Eight years ago, in February of 2005, I went for my first “Come and See” Weekend. There was no natural desire for me to actually go for the weekend…I had no idea that the weekend was happening. I was far removed from Toronto and happy in my world at Waterloo studying Engineering and enjoying life. Then, I received a call from a High School friend: “My priest asked me to go for a Come and See Weekend at St. Augustine’s Seminary…I don’t want to go alone…want to come with me?” My happy little world in Waterloo just got burst. I felt I shouldn’t say ‘no’…something within me said, “Go”…and I went. Eight years later, I am an ordained deacon for the Archdiocese of Toronto, to be ordained to the priesthood in May. My friend, well, he is engaged to be married in May.

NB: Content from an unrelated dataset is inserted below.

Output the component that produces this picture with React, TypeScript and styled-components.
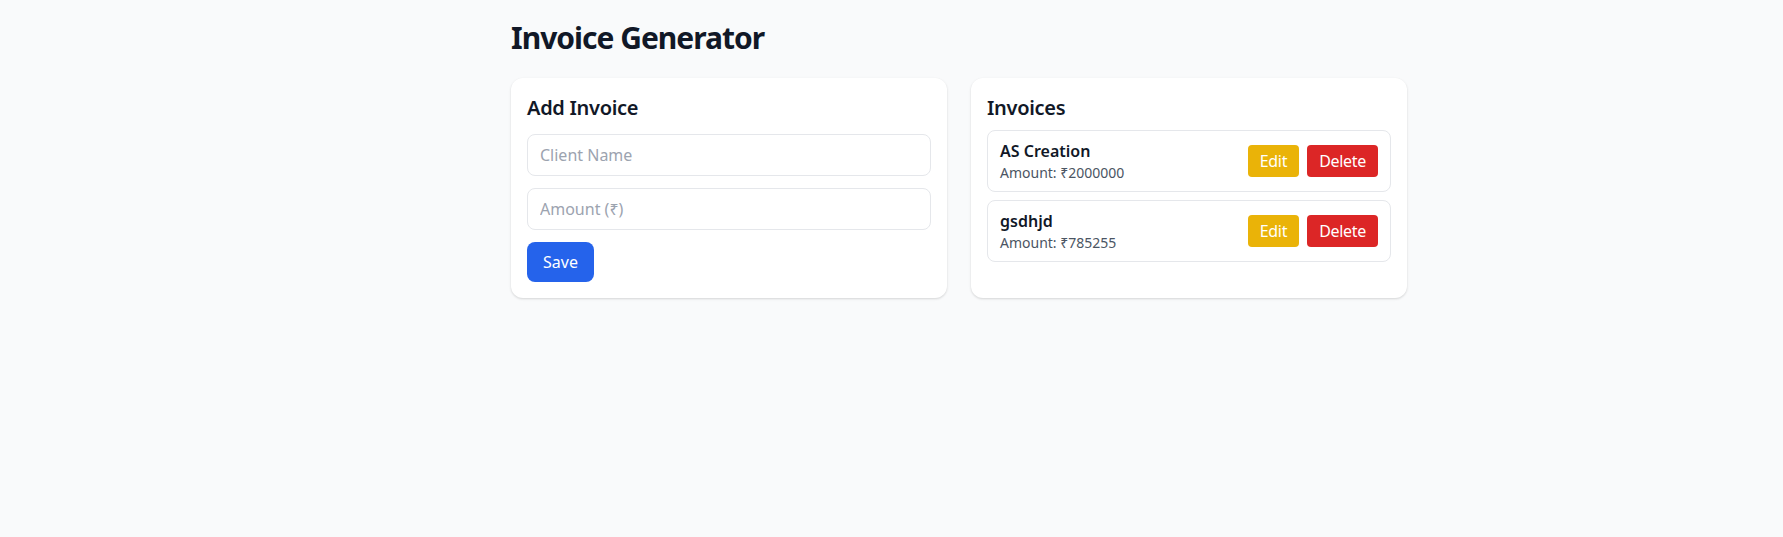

The Come and See weekend was the beginning of an awesome journey with Jesus. First, to experience Him in the silence of my heart, and then to listen to Him with the help of my Spiritual Director. In this intimate exchange I learned more and more, experienced more and more, that He loves me particularly and He cares for me uniquely. All He desires for me is to be happy and to be with Him for in this world and the next.
Before the Come and See weekend, Jesus was calling out to me. He was yelling at times for me and calling me by name; yet, I was unable to respond. I was too caught up in myself and in my own little world in Waterloo. I thought I was happy. I thought I was going to be a good engineer, find a wife, settle down and have lots of children. But God, after He burst through my bubble and during the weekend, gave me the grace to encounter Him in adoration and He asked a simple question: “Where are you? I have been looking for you…I have been calling out to you.”
My initial reaction to God was very similar to Simon Peter’s response after the miracle of the catch of Fish: “Lord, get away from me, for I am a sinful man.” Our personal sinfulness can either become an obstacle or a way in which we can come to experience the love of God in our lives. It is an obstacle when we keep on focusing on our sins. Those things that we do over and over again, that we feel that we have no control over. But all have fallen short of the glory of God and all of us are called here and now to turn away from sin, to turn our eyes to the God who loves us. He is here present with us in the Word and in Sacrament. His loving mercy is to be encountered in the sacrament of confession.
The response of Jesus to Peter gives all of us hope: “Be not afraid.” To be healed in the soul might cause some suffering. It might be humiliating to drag up all of those sinful actions that we have done. But remember, this is the same God who sent His only begotten Son into the world not to condemn the world but to save the world. He created us and He sustains us in his love. His love is healing. Just look to the Man that hangs on the cross for you and for me.
It is only when we have acknowledged our sinfulness, and brought it to God in the sacrament of confession that we are truly set free. True freedom is in the love of Christ that enables us to receive the love of God in our hearts. It is only when we receive this love can we respond in love with a “Yes” to God in all our decisions and live it in all our actions.